As I previously did for "Mad Men," I'd like to give a rundown of the lines I've compiled, assessing their accuracy for the time period. 

  • "I'm just sayin'." (Episode 1, late 1916) If this line from Ethel the maid sounds distinctly modern, that's because it is. As Mark Liberman recently explained on Language Log, the contemporary use of "I'm just saying" to defuse a potentially offensive remark only begins to appear in the latter half of the 20th century. It's possible to find examples of "I'm just saying" followed by a complement, as in "I'm just saying (something)" or "I'm just saying (that such-and-such is the case). But the defusing style appears on its own without a complement, and that developed much later than 1916.
  • "Step on it." (Episode 3, mid-1917) It's possible to dig up examples of step on it from the 1910s as automotive slang for "go fast; step on the accelerator," but only in U.S. sources. Step on her and step on her tail were also possibilities at the time. But it's hard to believe that Lord Grantham would be up on the latest American slang (despite having an American wife!), well before this expression became common in the U.K.
  • "I'll try to contact Captain Crawley." / "I don't know how to contact her." (Episode 4, early 1918) As Nancy Friedman explained in her Candlepower column last October, contact meaning "get in touch with, communicate" began as an Americanism, documented from 1927. And as she further discussed on her Fritinancy blog, this meaning of contact was a contentious usage issue among British language prescriptivists throughout the '30s and '40s. Even in the U.S., it raised hackles as late as the '60s.
  • "You've been taking those logic pills again." (Episode 4, early 1918) This line from Matthew Crawely was singled out in article about anchronisms that appeared in The Telegraph last year when Season 2 first aired in the U.K. According to The Telegraph, the line "sounds distinctly modern." But as Oxford English Dictionary editor John Simpson told the newspaper, "logic pills" was rare then and now. Una Maguire, a spokeswoman for the production company behind "Downton Abbey," defended screenwriter Julian Fellowes: "This is merely Matthew using his wit and humor. It is not a common phrase now and we are not saying it was a common phrase then either. It isn't like using the phrase 'chill pill.' There is no reason why it would not have been used then. It is original writing." I'll give this one a pass and chalk it up to poetic license on the part of Fellowes.

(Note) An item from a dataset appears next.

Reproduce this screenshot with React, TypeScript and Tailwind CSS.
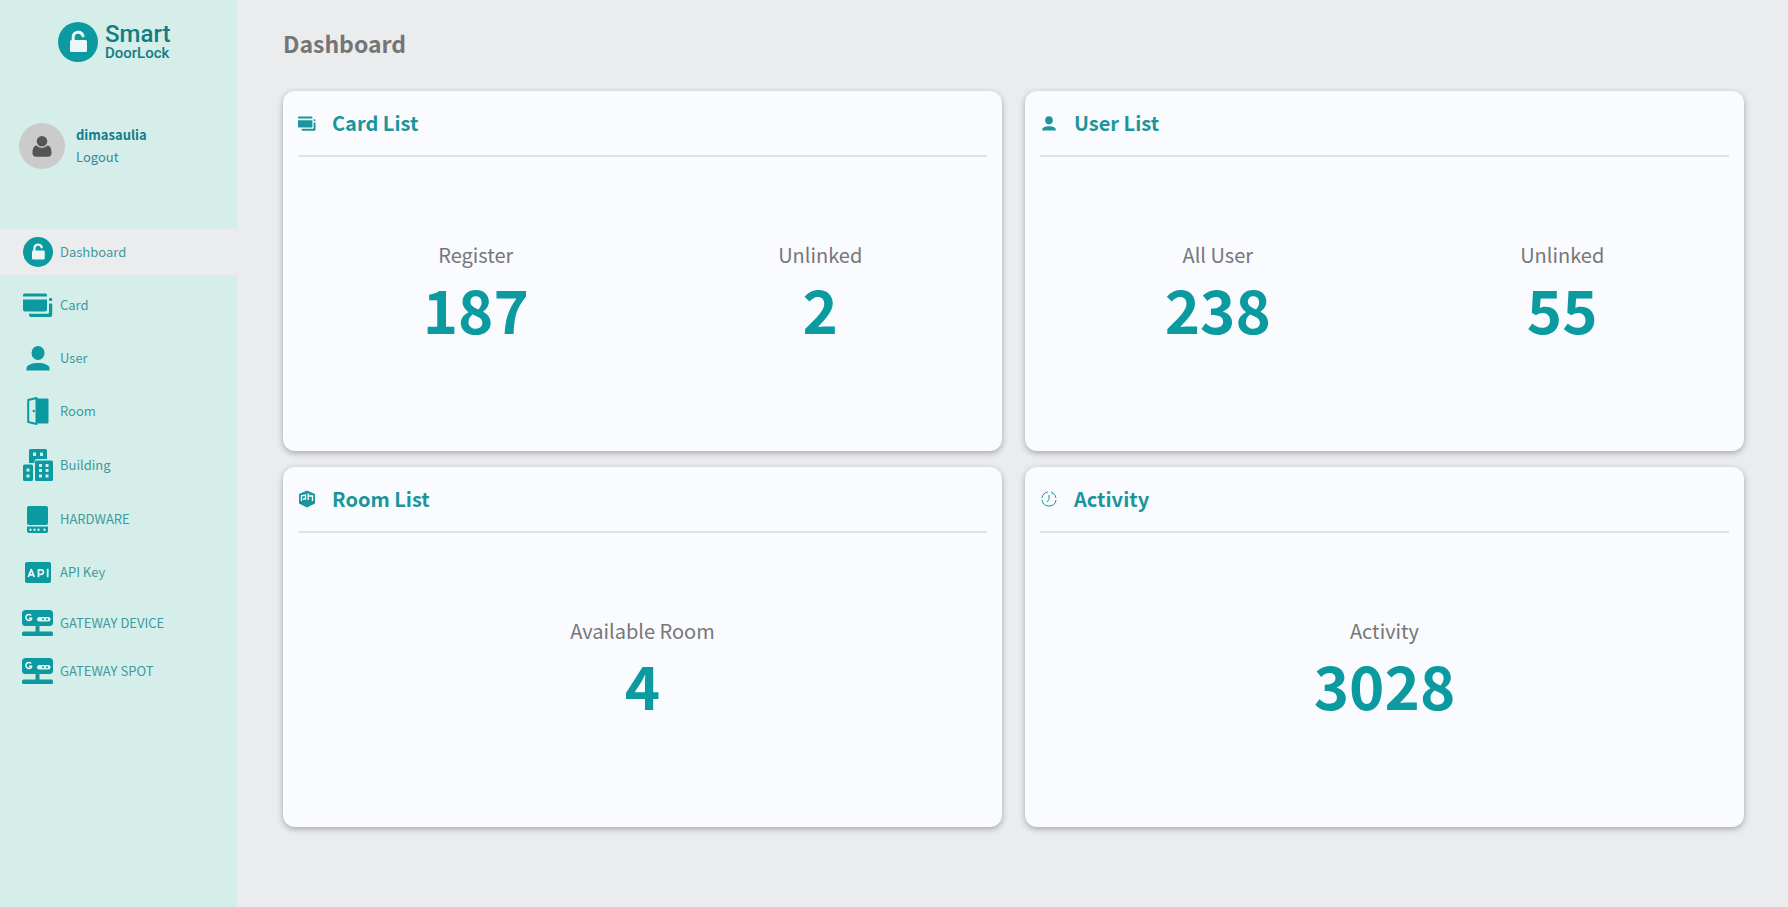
import type { ReactNode } from "react";

function LockIcon({ className }: { className: string }) {
  return (
    <svg viewBox="0 0 40 40" className={className} aria-hidden="true">
      <circle cx="20" cy="20" r="20" fill="#0a9aa0" />
      <rect x="12" y="18" width="17" height="12" rx="1.5" fill="#eaf7f6" />
      <path d="M15.2 19v-4a5 5 0 0 1 9.800-1.200" fill="none" stroke="#eaf7f6" strokeWidth="3" strokeLinecap="round" />
    </svg>
  );
}

function CardIcon({ className }: { className: string }) {
  return (
    <svg viewBox="0 0 30 24" className={className} fill="currentColor" aria-hidden="true">
      <path d="M1.500 .5h21a1.500 1.500 0 0 1 1.500 1.500v1.500H0V2A1.500 1.500 0 0 1 1.500.500z" />
      <path d="M0 6.500h24v10a2 2 0 0 1-2 2H2a2 2 0 0 1-2-2z" />
      <rect x="26" y="5" width="3.200" height="3" rx="1" />
      <path d="M26 10.500h3.200V22a2 2 0 0 1-2 2H8a2 2 0 0 1-2-2v-1.200h18.500a1.500 1.500 0 0 0 1.500-1.500z" />
    </svg>
  );
}

function UserIcon({ className }: { className: string }) {
  return (
    <svg viewBox="0 0 24 25" className={className} fill="currentColor" aria-hidden="true">
      <ellipse cx="12" cy="7" rx="6.500" ry="7" />
      <path d="M.5 24.500v-2.200C.5 19 6 17 12 17s11.500 2 11.500 5.300v2.200z" />
    </svg>
  );
}

function DoorIcon({ className }: { className: string }) {
  return (
    <svg viewBox="0 0 22 28" className={className} fill="currentColor" aria-hidden="true">
      <path d="M9.500 1.500h11a1 1 0 0 1 1 1v23a1 1 0 0 1-1 1h-11z" />
      <path d="M1.200 3 9.500 1v26l-8.300-2z" fill="none" stroke="currentColor" strokeWidth="2" strokeLinejoin="round" />
      <circle cx="6.800" cy="14" r="1.200" />
    </svg>
  );
}

function BuildingIcon({ className }: { className: string }) {
  return (
    <svg viewBox="0 0 30 32" className={className} aria-hidden="true">
      <g fill="currentColor">
        <path d="M7.500 0h15A1.500 1.500 0 0 1 24 1.500V10h-9.500a3 3 0 0 0-3 3v1H6V1.500A1.500 1.500 0 0 1 7.500 0z" />
        <rect x="0" y="15.500" width="10" height="16.500" rx="1.500" />
        <rect x="12" y="11.500" width="18" height="20.500" rx="1.500" />
      </g>
      <g fill="#d5eeea">
        <rect x="10" y="3.500" width="3" height="3.500" />
        <rect x="17" y="3.500" width="3" height="3.500" />
        <rect x="3.500" y="19.500" width="3" height="3" />
        <rect x="3.500" y="25.500" width="3" height="3" />
        <rect x="16" y="15" width="3" height="3" />
        <rect x="22.500" y="15" width="3" height="3" />
        <rect x="16" y="20" width="3" height="3" />
        <rect x="22.500" y="20" width="3" height="3" />
        <rect x="16" y="25.500" width="3" height="3" />
        <rect x="22.500" y="25.500" width="3" height="3" />
      </g>
    </svg>
  );
}

function HardwareIcon({ className }: { className: string }) {
  return (
    <svg viewBox="0 0 21 27" className={className} aria-hidden="true">
      <rect width="21" height="19" rx="2" fill="currentColor" />
      <path d="M0 20.500h21V25a2 2 0 0 1-2 2H2a2 2 0 0 1-2-2z" fill="currentColor" />
      <g fill="#d5eeea">
        <circle cx="3.500" cy="23.700" r="1.200" />
        <circle cx="7.500" cy="23.700" r="1.200" />
        <circle cx="11.500" cy="23.700" r="1.200" />
        <circle cx="17.500" cy="23.700" r="1.200" />
      </g>
    </svg>
  );
}

function ApiIcon({ className }: { className: string }) {
  return (
    <svg viewBox="0 0 26 21" className={className} aria-hidden="true">
      <rect width="26" height="21" rx="2" fill="currentColor" />
      <g fill="none" stroke="#e6f6f4" strokeWidth="1.800" strokeLinejoin="round">
        <path d="M3.300 15 6.300 7.500 9.300 15M4.400 12.800h3.800" />
        <path d="M13.500 15.200V7.800h2.600a2.200 2.200 0 0 1 0 4.500h-2.600" />
        <path d="M22.700 6.800v8.400" />
      </g>
    </svg>
  );
}

function GatewayIcon({ className }: { className: string }) {
  return (
    <svg viewBox="0 0 31 26" className={className} aria-hidden="true">
      <g fill="currentColor">
        <rect width="31" height="16" rx="3.500" />
        <rect x="13.500" y="15" width="4" height="7" />
        <rect y="21.500" width="31" height="4.500" rx="1.500" />
      </g>
      <path d="M9.200 5.500A3 3 0 1 0 9.500 9v-.8H7" fill="none" stroke="#e6f6f4" strokeWidth="1.600" />
      <rect x="15" y="7" width="13.500" height="4.500" rx="2.200" fill="#e6f6f4" />
      <g fill="#0a9aa0">
        <circle cx="21" cy="9.200" r="1" />
        <circle cx="25" cy="9.200" r="1" />
      </g>
    </svg>
  );
}

function RoomBadgeIcon({ className }: { className: string }) {
  return (
    <svg viewBox="0 0 18 18" className={className} aria-hidden="true">
      <path d="M9 .5 17 4v9.500L9 17.500 1 13.500V4z" fill="currentColor" />
      <path d="M3.500 11V5.800L7.500 5v3.800l-2.500.4M10.200 3.500V10M10.200 6h4.300v5" fill="none" stroke="#fafbff" strokeWidth="1.400" />
    </svg>
  );
}

function ClockIcon({ className }: { className: string }) {
  return (
    <svg viewBox="0 0 18 18" className={className} fill="none" stroke="currentColor" strokeWidth="1" aria-hidden="true">
      <path d="M8 2A7 7 0 0 0 2 8M2 9.800A7 7 0 0 0 8 16M10 16a7 7 0 0 0 6-6M16 8a7 7 0 0 0-3-4.800M9 5v4.500L7 12M11.500 1.500l1 1.500-.8 1.200M9 15v2" />
    </svg>
  );
}

type NavItem = { label: string; row: string; icon: ReactNode; active?: boolean };

const navItems: NavItem[] = [
  { label: "Dashboard", row: "h-[46px]", icon: <LockIcon className="size-[30px]" />, active: true },
  { label: "Card", row: "h-[46px]", icon: <CardIcon className="h-6 w-[30px]" /> },
  { label: "User", row: "h-[46px]", icon: <UserIcon className="h-[25px] w-6" /> },
  { label: "Room", row: "h-[46px]", icon: <DoorIcon className="h-7 w-[22px]" /> },
  { label: "Building", row: "h-12", icon: <BuildingIcon className="h-8 w-[30px]" /> },
  { label: "HARDWARE", row: "h-[46px]", icon: <HardwareIcon className="h-[27px] w-[21px]" /> },
  { label: "API Key", row: "h-[46px]", icon: <ApiIcon className="h-[21px] w-[26px]" /> },
  { label: "GATEWAY DEVICE", row: "h-[41px]", icon: <GatewayIcon className="h-[26px] w-[31px]" /> },
  { label: "GATEWAY SPOT", row: "h-[41px]", icon: <GatewayIcon className="h-[26px] w-[31px]" /> },
];

type Panel = { title: string; icon: ReactNode; stats: { label: string; value: number }[] };

const panels: Panel[] = [
  {
    title: "Card List",
    icon: <CardIcon className="h-[15px] w-[18px]" />,
    stats: [{ label: "Register", value: 187 }, { label: "Unlinked", value: 2 }],
  },
  {
    title: "User List",
    icon: <UserIcon className="h-[15px] w-[14px]" />,
    stats: [{ label: "All User", value: 238 }, { label: "Unlinked", value: 55 }],
  },
  {
    title: "Room List",
    icon: <RoomBadgeIcon className="size-[18px]" />,
    stats: [{ label: "Available Room", value: 4 }],
  },
  {
    title: "Activity",
    icon: <ClockIcon className="size-[18px]" />,
    stats: [{ label: "Activity", value: 3028 }],
  },
];

function Sidebar() {
  return (
    <aside className="w-[237px] shrink-0 bg-[#d5eeea]">
      <a href="#" className="flex h-[84px] items-center gap-[7px] pl-[58px] text-[#137c82]">
        <LockIcon className="size-10" />
        <span className="flex flex-col font-['Roboto',sans-serif] font-medium">
          <span className="text-2xl leading-[22px]">Smart</span>
          <span className="text-[15px] leading-4">DoorLock</span>
        </span>
      </a>
      <div className="mt-[39px] flex items-center gap-[11px] pl-[19px]">
        <div className="flex size-[46px] items-center justify-center rounded-full bg-[#cbcbcb]">
          <svg viewBox="0 0 20 21" className="h-[21px] w-5" fill="#555" aria-hidden="true">
            <path d="M4.500 9.500C1.500 10 .5 13 .5 17c0 2.500 1.500 3.800 3.500 3.800h12c2 0 3.500-1.300 3.500-3.800 0-4-1-7-4-7.500a7.500 7.500 0 0 1-11 0z" />
            <circle cx="10" cy="5.300" r="5.300" />
          </svg>
        </div>
        <div className="flex flex-col items-start text-[13px] leading-[22px]">
          <span className="font-bold text-[#137c88]">dimasaulia</span>
          <button type="button" className="text-[#3a8a8f]">Logout</button>
        </div>
      </div>
      <nav className="mt-[60px] flex flex-col gap-[7px]">
        {navItems.map((item) => (
          <a
            key={item.label}
            href="#"
            aria-current={item.active ? "page" : undefined}
            className={`flex items-center gap-[7px] pl-[22px] text-[13px] text-[#0a9aa0] ${item.row} ${item.active ? "bg-[#ebecee]" : ""}`}
          >
            <span className="flex w-[31px] justify-center">{item.icon}</span>
            <span className="text-[#3d9a9c]">{item.label}</span>
          </a>
        ))}
      </nav>
    </aside>
  );
}

function StatPanel({ title, icon, stats }: Panel) {
  return (
    <section className="flex min-h-[360px] flex-col rounded-xl bg-[#fafbff] px-[15px] shadow-[0_2px_6px_rgba(0,0,0,0.3)]">
      <header className="flex h-[66px] items-center gap-4 border-b-2 border-[#dfe1e5] text-[#1b959c]">
        <span className="flex w-[18px] justify-center">{icon}</span>
        <h2 className="text-xl leading-7 font-bold">{title}</h2>
      </header>
      <dl className="flex flex-1 items-center justify-around pb-5">
        {stats.map((stat) => (
          <div key={stat.label} className="flex flex-col items-center">
            <dt className="text-xl leading-7 text-[#777]">{stat.label}</dt>
            <dd className="text-[60px] leading-[78px] font-bold text-[#0a9aa0]">{stat.value}</dd>
          </div>
        ))}
      </dl>
    </section>
  );
}

export default function App() {
  return (
    <div className="flex min-h-screen bg-[#ebecee] font-['Noto_Sans_CJK_JP',sans-serif]">
      <Sidebar />
      <main className="flex-1 pr-11 pb-12 pl-[46px]">
        <h1 className="flex h-[91px] items-center pb-1 text-[23px] font-bold text-[#757575]">Dashboard</h1>
        <div className="grid grid-cols-2 gap-x-[23px] gap-y-4">
          {panels.map((panel) => (
            <StatPanel key={panel.title} {...panel} />
          ))}
        </div>
      </main>
    </div>
  );
}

  • "What did you want me to do? Tell him to get knotted?" (Episode 4, early 1918) The British slang expression get knotted, roughly equivalent to "go to hell," is recorded back to 1963 by the OED, but I checked with slangologist extraordinaire Jonathon Green and he found it earlier than that, in 1944. Maguire told The Telegraph that get knotted was naval slang common in the 19th century, but Green says that this reflects popular but incorrect etymological speculation about the expression.
  • "I get fed up seeing how our lot always get shafted." (Episode 5, mid-1918) The use of get shafted by the footman Thomas, like his get knotted, is a definite anachronism. Again, we can do a bit better than the OED's current earliest date of 1959 for shaft meaning "to treat unfairly." Green's Dictionary of Slang cites a 1951 Mickey Spillane novel, and I found an example from the same year in Roger H. Garrison's A Creative Approach to Writing: "Half these guys just come over from the Lockheed plant because the union told 'em some other unions was gettin' shafted on this deal." Still, that's 33 years too late, and on the wrong side of the Atlantic.
  • "It wasn't settled by me that you'd come back here and take up with your floozy again." (Episode 5, mid-1918) This putdown of Mr. Bates's beloved Anna by his estranged wife Vera uses floozy, a term that was only beginning to creep into American slang in the 1910s. The OED cites a British writer, Horace Annesley Vachell, using it in 1927, but he had spent many years in the U.S. and had familiarized himself with Stateside expressions. The Google Ngram Viewer, based on the Google Books corpus, shows when floozy and its variants first became popular in American English and British English.
  • "So everything in our garden is rosy again?" (Episode 5, mid-1918) This prematurely optimistic line, from Anna to Mr. Bates, also came up in the Telegraph article. The OED's John Simpson found "everything in the garden is rosy" in the 1929 edition of Electronic Engineering, but Una Maguire said that she believe it "came in about 1917 and then came more into use in the 1920s." I'm not sure what evidence that is based on, but like logic pills I find this one to be a minor and forgiveable offense.
  • "When push comes to shove, I'd rather do it myself." (Episode 7, early 1919) This line from Mrs. Patmore, the cook, uses an expression, if/when push comes to shove, that would not have been known in England at the time. Until recently the OED's earliest citation for this was from 1958, but thanks to newly digitized databases of African-American newspapers, it has been found all the way back to 1898. But for the first half of the 20th century, it remained in African-American usage, not showing up in other U.S. sources, let alone British ones.
  • "To me, Lady Mary is an uppity minx." (Episode 7, early 1919) This line from Mrs. Hughes, the head housekeeper, uses another term that would have only been known in the U.S. at the time: uppity. On the American side, examples can be found back to 1880 (from the Uncle Remus tales of Joel Chandler Harris), but it did not make its way to the U.K. until much later: again, the Google Ngram Viewer identifies when it came into use in American and British English. (Uppish was an available British equivalent for "presumptuously arrogant.")
  • "How do I make you understand, I couldn't care less?" (Episode 8, mid-1919) Sybil's line to her father Lord Grantham is heartfelt but implausible. As I explained in a Word Routes column a few years ago, the earliest use of couldn't care less that I've been able to find is a 1944 column in the Chicago Tribune. The much-maligned inverted usage, could care less, can be found from 1955.
  • "I've been thinking about the date for the rematch." (Episode 8, mid-1919) Matthew's line to his fiancee Lavinia uses the sporting term rematch which can be found in American newspapers back to 1903 but not in British newspapers until mid-century. The metaphorical use by Matthew to refer to (spoiler alert!) rescheduling a wedding would be even less likely to have been used at the time.